Reported crime in Sonoma County fell by more than 20% in a decade

The trend comes after a wave of criminal justice reforms that have been adopted in the state since 2010, the report highlighted.|

The number of crimes reported in Sonoma County fell by 22% between 2010 and 2019, as California as a whole reported its lowest crime level in recorded history last year, according to state data.

Statewide, crime reporting per capita decreased 12% in 2019 when compared to the start of the decade and 3% when compared to 2018, according to data compiled in a report published recently by the Center on Juvenile and Criminal Justice, a San Francisco-based nonprofit that aims to decrease reliance on incarceration.

Only 10 other counties in California had lower crime rates in 2019 than Sonoma County, whose law enforcement agencies reported responding to 1,705 crimes per 100,000 people.

Sonoma County was also one of 41 counties in California where crime rates tilted downward when compared to 2010 figures.

The trend comes after a wave of criminal justice reforms that have been adopted in the state since 2010, the report highlighted. It also coincides with a downward trend nationally.

“California’s record-low 2019 crime rates cap a period of substantial change in the criminal justice system,” the report said. “Despite initial concerns that reform would erode public safety, most communities were safer in 2019 than at the start of the decade.”

Those reforms include the passage of Public Safety Realignment in 2011, which moved certain low-level offenders from overcrowded state-run prisons to county jails.

Three years later, voters adopted Proposition 47, which downgraded certain drug and property crimes.

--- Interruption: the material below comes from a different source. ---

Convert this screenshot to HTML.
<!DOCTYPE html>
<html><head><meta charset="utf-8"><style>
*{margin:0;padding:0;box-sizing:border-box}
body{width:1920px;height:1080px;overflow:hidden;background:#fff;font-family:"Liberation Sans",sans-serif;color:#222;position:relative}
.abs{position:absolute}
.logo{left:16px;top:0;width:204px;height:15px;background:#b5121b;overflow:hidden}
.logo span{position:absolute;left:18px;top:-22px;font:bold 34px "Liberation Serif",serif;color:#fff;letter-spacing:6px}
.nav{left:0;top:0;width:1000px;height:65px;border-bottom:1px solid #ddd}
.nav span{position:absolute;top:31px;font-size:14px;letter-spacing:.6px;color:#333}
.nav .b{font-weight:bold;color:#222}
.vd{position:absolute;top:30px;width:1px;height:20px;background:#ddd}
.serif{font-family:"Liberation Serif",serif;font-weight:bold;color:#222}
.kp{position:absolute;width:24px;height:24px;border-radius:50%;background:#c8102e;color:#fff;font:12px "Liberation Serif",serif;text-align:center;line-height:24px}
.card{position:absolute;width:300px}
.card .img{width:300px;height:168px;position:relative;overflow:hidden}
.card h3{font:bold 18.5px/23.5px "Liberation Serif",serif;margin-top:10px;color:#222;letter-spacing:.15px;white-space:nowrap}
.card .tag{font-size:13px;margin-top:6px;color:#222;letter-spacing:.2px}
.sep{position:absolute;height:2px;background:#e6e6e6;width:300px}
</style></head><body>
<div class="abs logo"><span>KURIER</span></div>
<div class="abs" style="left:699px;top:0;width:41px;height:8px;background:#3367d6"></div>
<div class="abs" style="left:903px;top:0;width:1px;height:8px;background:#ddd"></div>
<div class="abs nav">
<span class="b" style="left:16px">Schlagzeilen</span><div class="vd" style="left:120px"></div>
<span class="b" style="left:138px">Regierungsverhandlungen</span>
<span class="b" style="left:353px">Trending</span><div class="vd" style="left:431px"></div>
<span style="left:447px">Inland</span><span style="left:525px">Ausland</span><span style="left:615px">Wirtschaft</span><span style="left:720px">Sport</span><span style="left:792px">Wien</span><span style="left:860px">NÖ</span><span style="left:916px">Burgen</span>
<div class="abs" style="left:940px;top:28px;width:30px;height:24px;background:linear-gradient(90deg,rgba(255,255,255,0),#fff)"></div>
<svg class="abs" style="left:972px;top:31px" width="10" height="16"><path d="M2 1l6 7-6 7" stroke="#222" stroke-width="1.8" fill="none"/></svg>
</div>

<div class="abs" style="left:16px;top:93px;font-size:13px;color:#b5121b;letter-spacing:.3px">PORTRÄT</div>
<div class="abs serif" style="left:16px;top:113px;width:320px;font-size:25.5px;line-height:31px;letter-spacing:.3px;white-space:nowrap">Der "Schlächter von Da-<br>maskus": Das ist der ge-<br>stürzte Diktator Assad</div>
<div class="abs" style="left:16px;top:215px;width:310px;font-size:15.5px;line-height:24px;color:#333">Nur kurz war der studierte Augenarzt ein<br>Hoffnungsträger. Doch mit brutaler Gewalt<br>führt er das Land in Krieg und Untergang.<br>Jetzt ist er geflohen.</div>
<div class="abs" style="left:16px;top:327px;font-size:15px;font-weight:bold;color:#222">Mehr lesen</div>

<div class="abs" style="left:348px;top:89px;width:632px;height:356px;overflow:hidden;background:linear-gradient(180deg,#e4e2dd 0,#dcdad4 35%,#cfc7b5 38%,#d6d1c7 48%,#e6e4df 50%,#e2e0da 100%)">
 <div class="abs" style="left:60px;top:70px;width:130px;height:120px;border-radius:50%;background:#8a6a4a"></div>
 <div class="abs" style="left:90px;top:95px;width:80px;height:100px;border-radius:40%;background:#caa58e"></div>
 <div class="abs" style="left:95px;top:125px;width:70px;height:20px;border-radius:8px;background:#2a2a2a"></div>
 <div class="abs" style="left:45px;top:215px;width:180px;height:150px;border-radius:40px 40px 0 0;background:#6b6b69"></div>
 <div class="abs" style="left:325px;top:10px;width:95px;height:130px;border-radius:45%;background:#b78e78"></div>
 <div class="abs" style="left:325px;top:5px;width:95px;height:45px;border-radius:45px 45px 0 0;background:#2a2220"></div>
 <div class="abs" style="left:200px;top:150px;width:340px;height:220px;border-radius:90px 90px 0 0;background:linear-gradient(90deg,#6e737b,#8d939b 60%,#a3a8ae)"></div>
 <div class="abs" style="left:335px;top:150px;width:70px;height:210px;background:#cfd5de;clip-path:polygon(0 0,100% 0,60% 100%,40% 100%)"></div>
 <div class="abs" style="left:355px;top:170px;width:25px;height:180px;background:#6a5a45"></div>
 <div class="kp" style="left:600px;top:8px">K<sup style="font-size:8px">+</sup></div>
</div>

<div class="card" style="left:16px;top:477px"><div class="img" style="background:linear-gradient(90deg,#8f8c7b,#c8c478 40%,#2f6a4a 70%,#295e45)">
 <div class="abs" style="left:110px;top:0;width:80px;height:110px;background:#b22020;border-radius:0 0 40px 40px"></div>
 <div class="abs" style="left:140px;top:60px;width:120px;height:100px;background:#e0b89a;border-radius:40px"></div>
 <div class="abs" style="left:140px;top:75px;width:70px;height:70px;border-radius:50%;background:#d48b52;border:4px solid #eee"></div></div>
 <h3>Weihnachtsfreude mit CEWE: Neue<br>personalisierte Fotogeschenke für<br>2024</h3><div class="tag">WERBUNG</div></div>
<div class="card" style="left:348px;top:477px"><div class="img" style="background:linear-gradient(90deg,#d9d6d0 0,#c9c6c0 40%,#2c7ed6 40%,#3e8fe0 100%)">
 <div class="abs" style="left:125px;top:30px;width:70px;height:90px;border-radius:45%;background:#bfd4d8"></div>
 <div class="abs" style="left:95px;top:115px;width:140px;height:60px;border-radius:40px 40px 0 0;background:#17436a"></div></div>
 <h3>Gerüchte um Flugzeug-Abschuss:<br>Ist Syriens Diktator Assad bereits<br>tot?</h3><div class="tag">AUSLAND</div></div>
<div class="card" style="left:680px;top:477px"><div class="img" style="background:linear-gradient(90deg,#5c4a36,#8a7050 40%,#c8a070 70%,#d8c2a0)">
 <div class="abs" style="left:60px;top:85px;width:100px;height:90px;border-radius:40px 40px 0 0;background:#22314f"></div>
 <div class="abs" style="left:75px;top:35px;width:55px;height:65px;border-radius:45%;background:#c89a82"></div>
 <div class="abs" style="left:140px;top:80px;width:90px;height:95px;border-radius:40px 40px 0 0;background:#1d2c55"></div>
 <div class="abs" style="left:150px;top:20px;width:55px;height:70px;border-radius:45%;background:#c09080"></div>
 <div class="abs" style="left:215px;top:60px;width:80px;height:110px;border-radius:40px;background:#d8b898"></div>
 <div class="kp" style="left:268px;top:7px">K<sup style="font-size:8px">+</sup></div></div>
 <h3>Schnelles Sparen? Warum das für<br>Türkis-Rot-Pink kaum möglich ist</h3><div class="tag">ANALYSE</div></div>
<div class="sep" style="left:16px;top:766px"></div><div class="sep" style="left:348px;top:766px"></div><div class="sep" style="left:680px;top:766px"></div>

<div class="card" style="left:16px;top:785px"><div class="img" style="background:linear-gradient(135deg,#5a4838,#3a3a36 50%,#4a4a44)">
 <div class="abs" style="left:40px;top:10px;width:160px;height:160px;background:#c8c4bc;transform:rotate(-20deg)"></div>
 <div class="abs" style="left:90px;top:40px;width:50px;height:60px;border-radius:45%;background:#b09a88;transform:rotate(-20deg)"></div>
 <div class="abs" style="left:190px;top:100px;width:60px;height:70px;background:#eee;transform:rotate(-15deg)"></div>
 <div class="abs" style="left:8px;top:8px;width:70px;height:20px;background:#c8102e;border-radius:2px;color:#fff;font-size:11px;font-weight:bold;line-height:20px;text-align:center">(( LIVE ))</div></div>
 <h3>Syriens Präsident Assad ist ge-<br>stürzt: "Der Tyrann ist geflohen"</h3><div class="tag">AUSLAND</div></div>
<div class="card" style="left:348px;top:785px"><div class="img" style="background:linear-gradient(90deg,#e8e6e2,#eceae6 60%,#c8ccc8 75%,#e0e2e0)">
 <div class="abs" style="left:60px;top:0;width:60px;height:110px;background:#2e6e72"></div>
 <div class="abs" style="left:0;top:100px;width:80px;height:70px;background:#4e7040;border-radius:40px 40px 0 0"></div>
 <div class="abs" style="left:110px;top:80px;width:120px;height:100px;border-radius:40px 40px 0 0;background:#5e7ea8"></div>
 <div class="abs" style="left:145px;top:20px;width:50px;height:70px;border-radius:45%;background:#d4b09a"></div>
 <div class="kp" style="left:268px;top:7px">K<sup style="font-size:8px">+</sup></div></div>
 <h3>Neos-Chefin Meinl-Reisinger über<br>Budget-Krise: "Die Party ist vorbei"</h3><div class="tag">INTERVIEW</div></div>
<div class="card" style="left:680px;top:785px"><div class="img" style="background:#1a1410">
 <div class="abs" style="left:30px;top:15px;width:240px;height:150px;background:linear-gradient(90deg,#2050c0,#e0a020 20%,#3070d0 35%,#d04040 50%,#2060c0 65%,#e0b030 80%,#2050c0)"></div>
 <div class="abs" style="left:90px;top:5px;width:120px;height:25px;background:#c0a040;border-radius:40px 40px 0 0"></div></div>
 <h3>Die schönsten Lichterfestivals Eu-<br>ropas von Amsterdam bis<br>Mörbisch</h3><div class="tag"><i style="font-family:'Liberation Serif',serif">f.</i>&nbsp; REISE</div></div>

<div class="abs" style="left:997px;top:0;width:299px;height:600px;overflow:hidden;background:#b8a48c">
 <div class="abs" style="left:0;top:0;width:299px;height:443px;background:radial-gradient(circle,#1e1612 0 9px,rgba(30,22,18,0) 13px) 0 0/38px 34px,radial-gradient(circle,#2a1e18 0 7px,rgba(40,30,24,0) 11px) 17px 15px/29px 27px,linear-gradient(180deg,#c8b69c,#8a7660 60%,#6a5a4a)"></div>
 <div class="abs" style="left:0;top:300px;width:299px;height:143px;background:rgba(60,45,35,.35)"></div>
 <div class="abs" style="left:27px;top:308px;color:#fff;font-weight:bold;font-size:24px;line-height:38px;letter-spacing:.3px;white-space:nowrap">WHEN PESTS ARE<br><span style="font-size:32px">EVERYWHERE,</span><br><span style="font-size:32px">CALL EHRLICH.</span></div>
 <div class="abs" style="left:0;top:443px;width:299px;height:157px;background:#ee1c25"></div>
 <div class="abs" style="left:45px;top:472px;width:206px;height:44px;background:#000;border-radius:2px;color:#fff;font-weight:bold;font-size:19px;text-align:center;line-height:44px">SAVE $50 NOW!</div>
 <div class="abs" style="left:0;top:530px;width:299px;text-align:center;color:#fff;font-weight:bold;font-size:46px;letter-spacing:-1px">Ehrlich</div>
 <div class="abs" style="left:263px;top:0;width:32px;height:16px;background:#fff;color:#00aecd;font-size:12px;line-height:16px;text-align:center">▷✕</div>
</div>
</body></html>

The law led to thousands of people being resentenced and released, the center said.

Proposition 57 allowed state prisoners who participated in rehabilitation and education programs to be released on early parole in 2016. Marijuana was legalized that same year, reducing marijuana arrests by 93% between 2010 and 2019, the report said.

The statewide data showed the biggest decreases in crime reports per capita between 2010 and 2019 came from a decline in property crimes, which dropped by 13%, the center said. Violent crimes dropped by 5% in 2019 versus 2010, according to the center.

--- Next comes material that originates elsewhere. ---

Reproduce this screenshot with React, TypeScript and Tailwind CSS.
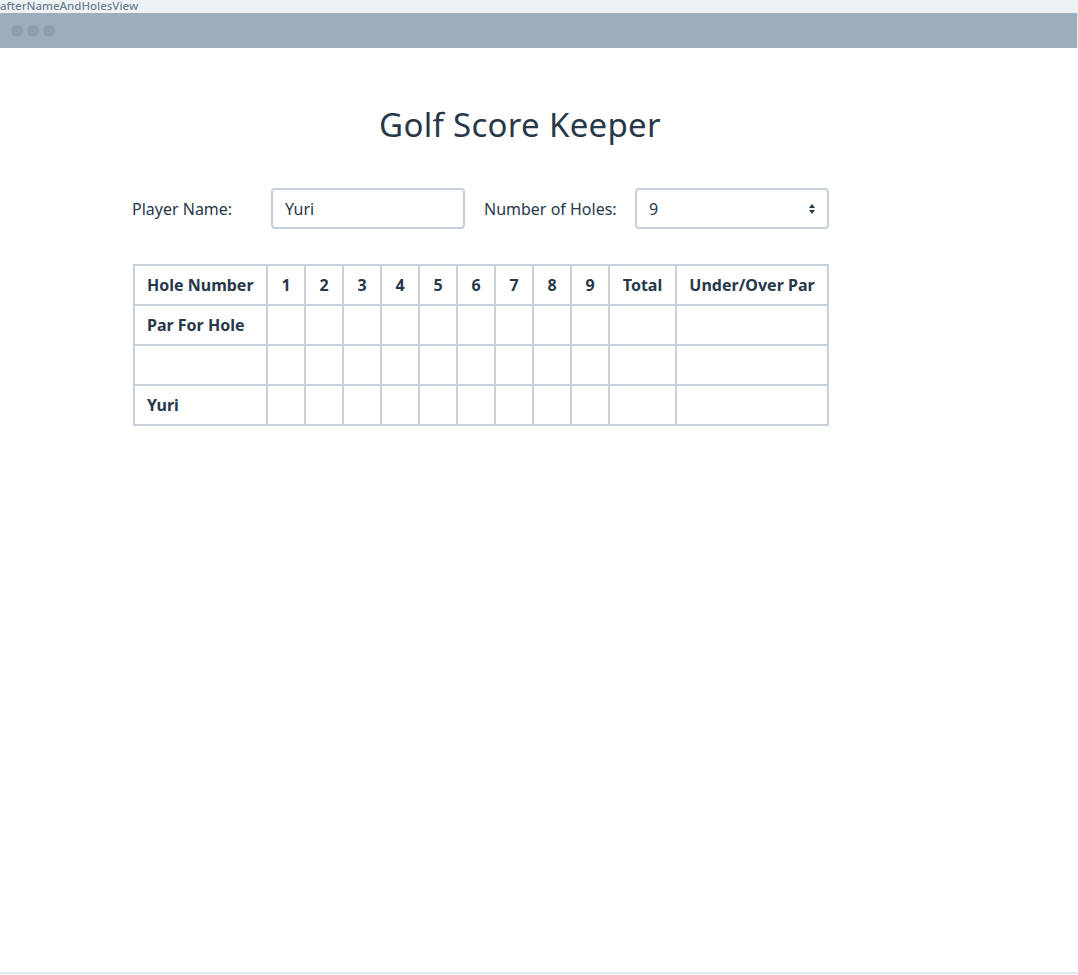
import React from "react";

const holes = [1, 2, 3, 4, 5, 6, 7, 8, 9];

export default function App() {
  const cell = "border-2 border-[#c6d1db] h-[40px] p-0";
  return (
    <div className="w-[1078px] h-[975px] bg-white text-[#27384a] font-['Noto_Sans',sans-serif] flex flex-col overflow-hidden">
      <div className="h-[13px] bg-[#eef2f5] text-[11.5px] leading-[12px] font-medium text-[#6f8092] whitespace-nowrap">
        afterNameAndHolesView
      </div>
      <div className="h-[35px] bg-[#9eadba] flex items-center gap-[4px] pl-[11px] border-r border-[#dfe6ec]">
        <span className="w-[12px] h-[12px] rounded-full bg-[#8e9eac]" />
        <span className="w-[12px] h-[12px] rounded-full bg-[#8e9eac]" />
        <span className="w-[12px] h-[12px] rounded-full bg-[#8e9eac]" />
      </div>
      <div className="flex-1 border-b-2 border-[#e2e8ee] mb-[1px]">
        <div className="w-[1040px] pt-[55px]">
          <h1 className="text-center text-[33px] leading-[44px] font-normal tracking-[0.3px]">
            Golf Score Keeper
          </h1>
        </div>
        <div className="pl-[132px] pt-[41px]">
          <div className="flex items-center text-[16px]">
            <label className="w-[139px]">Player Name:</label>
            <div className="w-[194px] h-[41px] border-2 border-[#c6d1db] rounded-[4px] flex items-center pl-[12px]">
              Yuri
            </div>
            <label className="ml-[19px] w-[151px]">Number of Holes:</label>
            <div className="w-[194px] h-[41px] border-2 border-[#c6d1db] rounded-[4px] flex items-center justify-between pl-[12px] pr-[11px]">
              <span>9</span>
              <svg width="8" height="12" viewBox="0 0 8 12" fill="#27384a">
                <path d="M4 1 L7 5 H1 Z" />
                <path d="M4 11 L7 7 H1 Z" />
              </svg>
            </div>
          </div>
          <table className="mt-[35px] ml-[1px] border-collapse text-[16px] font-bold">
            <tbody>
              <tr>
                <td className={`${cell} w-[133px] pl-[12px]`}>Hole Number</td>
                {holes.map((h) => (
                  <td key={h} className={`${cell} w-[38px] text-center`}>
                    {h}
                  </td>
                ))}
                <td className={`${cell} w-[67px] text-center`}>Total</td>
                <td className={`${cell} w-[152px] text-center`}>Under/Over Par</td>
              </tr>
              <tr>
                <td className={`${cell} pl-[12px]`}>Par For Hole</td>
                {holes.map((h) => (
                  <td key={h} className={cell} />
                ))}
                <td className={cell} />
                <td className={cell} />
              </tr>
              <tr>
                <td className={cell} />
                {holes.map((h) => (
                  <td key={h} className={cell} />
                ))}
                <td className={cell} />
                <td className={cell} />
              </tr>
              <tr>
                <td className={`${cell} pl-[12px]`}>Yuri</td>
                {holes.map((h) => (
                  <td key={h} className={cell} />
                ))}
                <td className={cell} />
                <td className={cell} />
              </tr>
            </tbody>
          </table>
        </div>
      </div>
    </div>
  );
}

In Sonoma County, the decline in crime rates was even steeper between 2010 and 2019 than state figures.

For every 100,000 people in Sonoma County, local officers and deputies were called out to 1,705 crimes in 2019 versus roughly 2,185 crimes in 2010, a 22% decline.

The shrinking crime rate statewide follows a broader decline in reported crimes throughout the United States that can be traced back to the 1990s, said Sonoma State University Criminology and Criminal Justice Studies Department Chair Napoleon Reyes.

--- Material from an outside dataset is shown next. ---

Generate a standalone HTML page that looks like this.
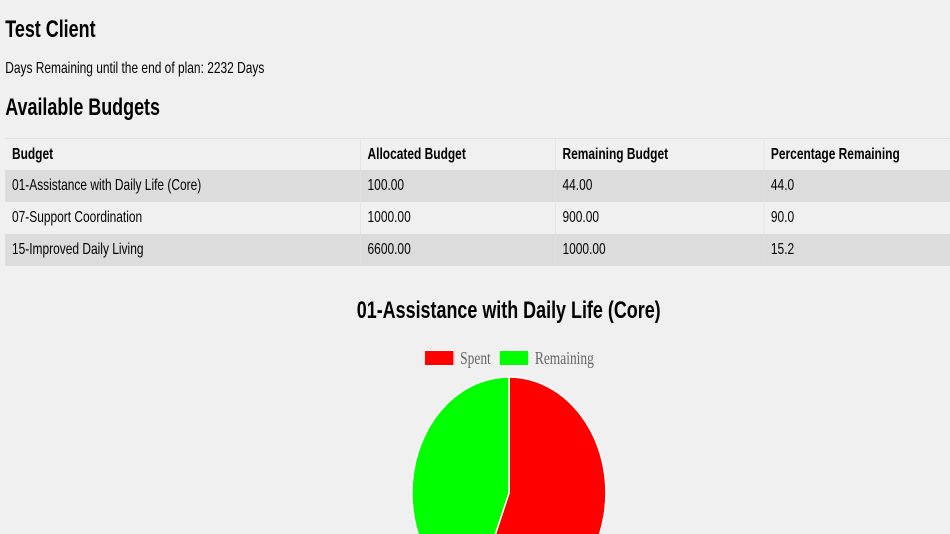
<!DOCTYPE html>
<html><head><meta charset="utf-8"><style>
html,body{margin:0;padding:0;background:#f0f0f0;width:950px;height:534px;overflow:hidden}
#w{position:absolute;left:0;top:0;width:1272px;height:534px;transform:scaleX(0.747);transform-origin:0 0;font-family:"Liberation Sans",sans-serif;color:#000}
.a{position:absolute;white-space:nowrap}
.row{position:absolute;left:7px;width:1280px;height:32px}
.c{position:absolute;top:0;height:32px;line-height:32px;font-size:16px;padding-left:9px;box-sizing:border-box;border-right:1px solid #e2e2e2}
</style></head><body>
<div id="w">
<div class="a" style="left:7px;top:16px;font-size:24px;font-weight:bold">Test Client</div>
<div class="a" style="left:7px;top:60px;font-size:16px">Days Remaining until the end of plan: 2232 Days</div>
<div class="a" style="left:7px;top:94px;font-size:24px;font-weight:bold">Available Budgets</div>

<div class="row" style="top:138px;background:#f0f0f0;border-top:1px solid #e2e2e2;height:31px">
<div class="c" style="left:0;width:476px;font-weight:bold">Budget</div>
<div class="c" style="left:476px;width:261px;font-weight:bold">Allocated Budget</div>
<div class="c" style="left:737px;width:279px;font-weight:bold">Remaining Budget</div>
<div class="c" style="left:1016px;width:264px;font-weight:bold">Percentage Remaining</div>
</div>
<div class="row" style="top:170px;background:#dcdcdc">
<div class="c" style="left:0;width:476px">01-Assistance with Daily Life (Core)</div>
<div class="c" style="left:476px;width:261px">100.00</div>
<div class="c" style="left:737px;width:279px">44.00</div>
<div class="c" style="left:1016px;width:264px">44.0</div>
</div>
<div class="row" style="top:202px;background:#f0f0f0">
<div class="c" style="left:0;width:476px">07-Support Coordination</div>
<div class="c" style="left:476px;width:261px">1000.00</div>
<div class="c" style="left:737px;width:279px">900.00</div>
<div class="c" style="left:1016px;width:264px">90.0</div>
</div>
<div class="row" style="top:234px;background:#dcdcdc">
<div class="c" style="left:0;width:476px">15-Improved Daily Living</div>
<div class="c" style="left:476px;width:261px">6600.00</div>
<div class="c" style="left:737px;width:279px">1000.00</div>
<div class="c" style="left:1016px;width:264px">15.2</div>
</div>

<div class="a" style="left:431px;width:500px;text-align:center;top:297px;font-size:24px;font-weight:bold">01-Assistance with Daily Life (Core)</div>
<div class="a" style="left:568px;top:350px;width:38px;height:14px;background:#f00;border:1px solid #fff"></div>
<div class="a" style="left:616px;top:348px;font-family:'Liberation Serif',serif;font-size:18px;color:#666">Spent</div>
<div class="a" style="left:668px;top:350px;width:38px;height:14px;background:#0f0;border:1px solid #fff"></div>
<div class="a" style="left:716px;top:348px;font-family:'Liberation Serif',serif;font-size:18px;color:#666">Remaining</div>
</div>
<svg style="position:absolute;left:0;top:0" width="950" height="534">
<path d="M509,493 L509,377 A97,116 0 1 1 473.3,600.9 Z" fill="#f00" stroke="#fff" stroke-width="1.5"/>
<path d="M509,493 L473.3,600.9 A97,116 0 0 1 509,377 Z" fill="#0f0" stroke="#fff" stroke-width="1.5"/>
</svg>
</body></html>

“If you compare other states, almost all states show that crime trends are going down,” Reyes said. “We have a spike every now and then, but the overall trend is going down.”

The nationwide decrease was among the reasons Reyes cautioned people against making cause-and-effect links between California-specific criminal justice reforms and the declines in crime reporting.

He added that state figures do not capture crimes never reported to police in the first place or cases in which officers took any official action, such as instances when officers give a speeding driver a verbal warning rather than a ticket.

Instead, the data is a better measure of where law enforcement agencies prioritize their resources based either on the decisions from the departments’ top brass or in response to community pressure.

“If a local county decides to focus on street crimes, naturally a lot of resources will be located there by the local sheriff’s office,” Reyes said.

While no single reform has lead to a decrease in crime, Reyes recognized there has been culmination of gradual shifts in how law enforcement agencies approach their work.

He noted President Barack Obama’s 2015 decision to restrict what types of military weapons could be transferred to local police agencies.

More agencies are also exploring restorative approaches for dealing with minors who commit crimes rather than focusing solely on punishment, he said.

“That ’gotcha’ attitude, that just doesn’t work,” Reyes said. “If you’re not changing the root cause of misbehavior, it doesn’t change anything.”